After an astounding display of wordy pyrotechnics, the dazed and bewildered stranger asked, “What will be the upshot of this comet business?”
Late in the evening we reached Indianapolis, and hurried to Browning’s hotel, losing sight of the stranger altogether.
We retired to our room to brush our clothes. In a few minutes I descended to the portico, and there descried our long, gloomy fellow traveler in the center of an admiring group of lawyers, among whom were Judges McLean and Huntington, Albert S. White, and Richard W. Thompson, who seemed to be amused and interested in a story he was telling. I inquired of Browning, the landlord, who he was. “Abraham Lincoln, of Illinois, a member of Congress,” was his response.

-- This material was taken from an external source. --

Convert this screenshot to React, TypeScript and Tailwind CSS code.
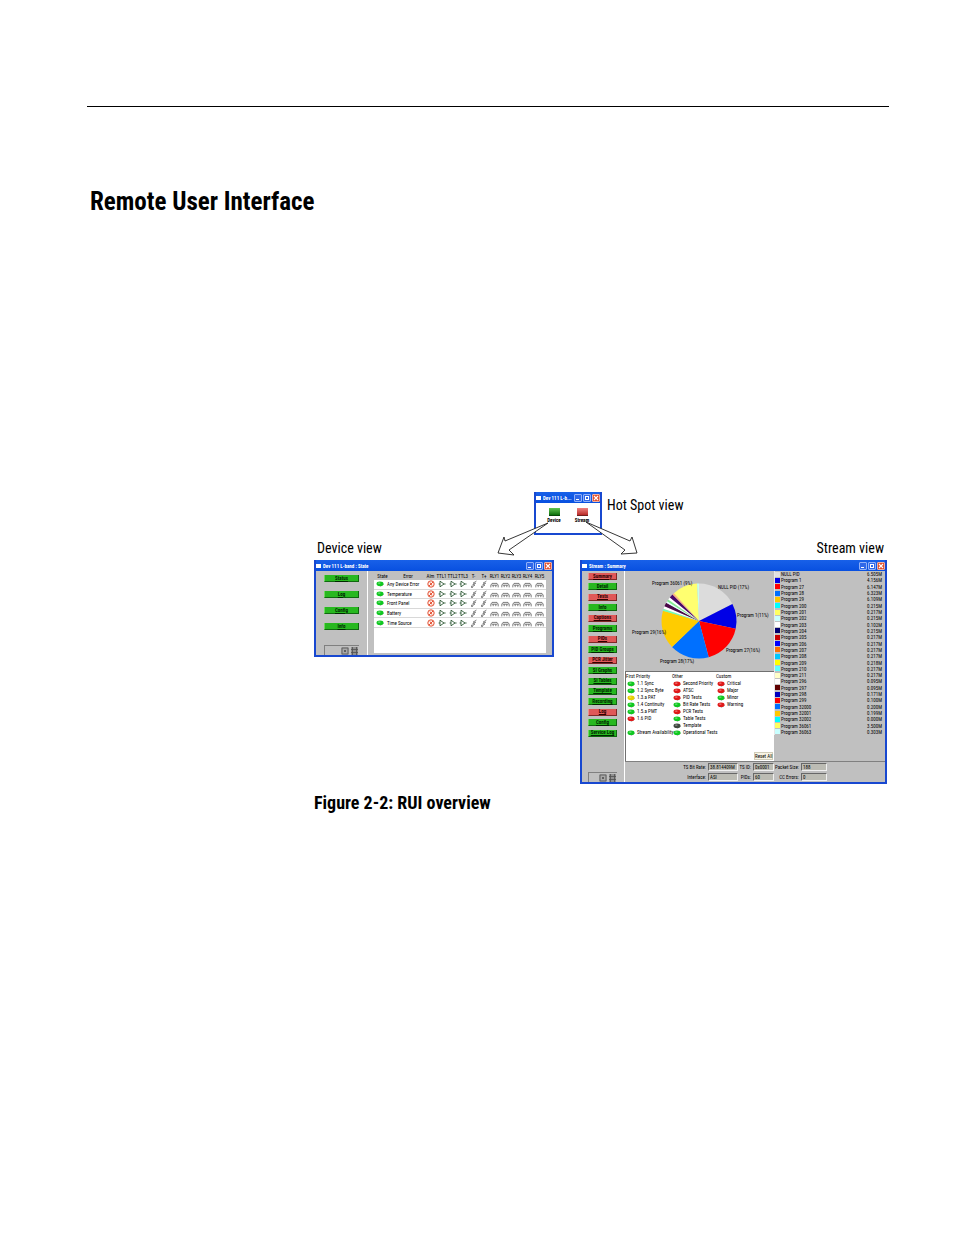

I was thunderstruck at the announcement. I hastened upstairs and told Hammond the startling news, and together we emerged from the hotel by a back door, and went down an alley to another house, thus avoiding further contact with our distinguished fellow traveler.
Years afterward, when the President-elect was on his way to Washington, I was in the same hotel looking over the distinguished party, when a long arm reached to my shoulder, and a shrill voice exclaimed, “Hello, Nelson! do you think, after all, the whole world is going to follow the darned thing off?” The words were my own in answer to his question in the stage-coach. The speaker was Abraham Lincoln.
THE “400” GATHERED THERE.
Lincoln had periods while “clerking” in the New Salem grocery store during which there was nothing for him to do, and was therefore in circumstances that made laziness almost inevitable. Had people come to him for goods, they would have found him willing to sell them. He sold all that he could, doubtless.
The store soon became the social center of the village. If the people did not care (or were unable) to buy goods, they liked to go where they could talk with their neighbors and listen to stories. These Lincoln gave them in abundance, and of a rare sort.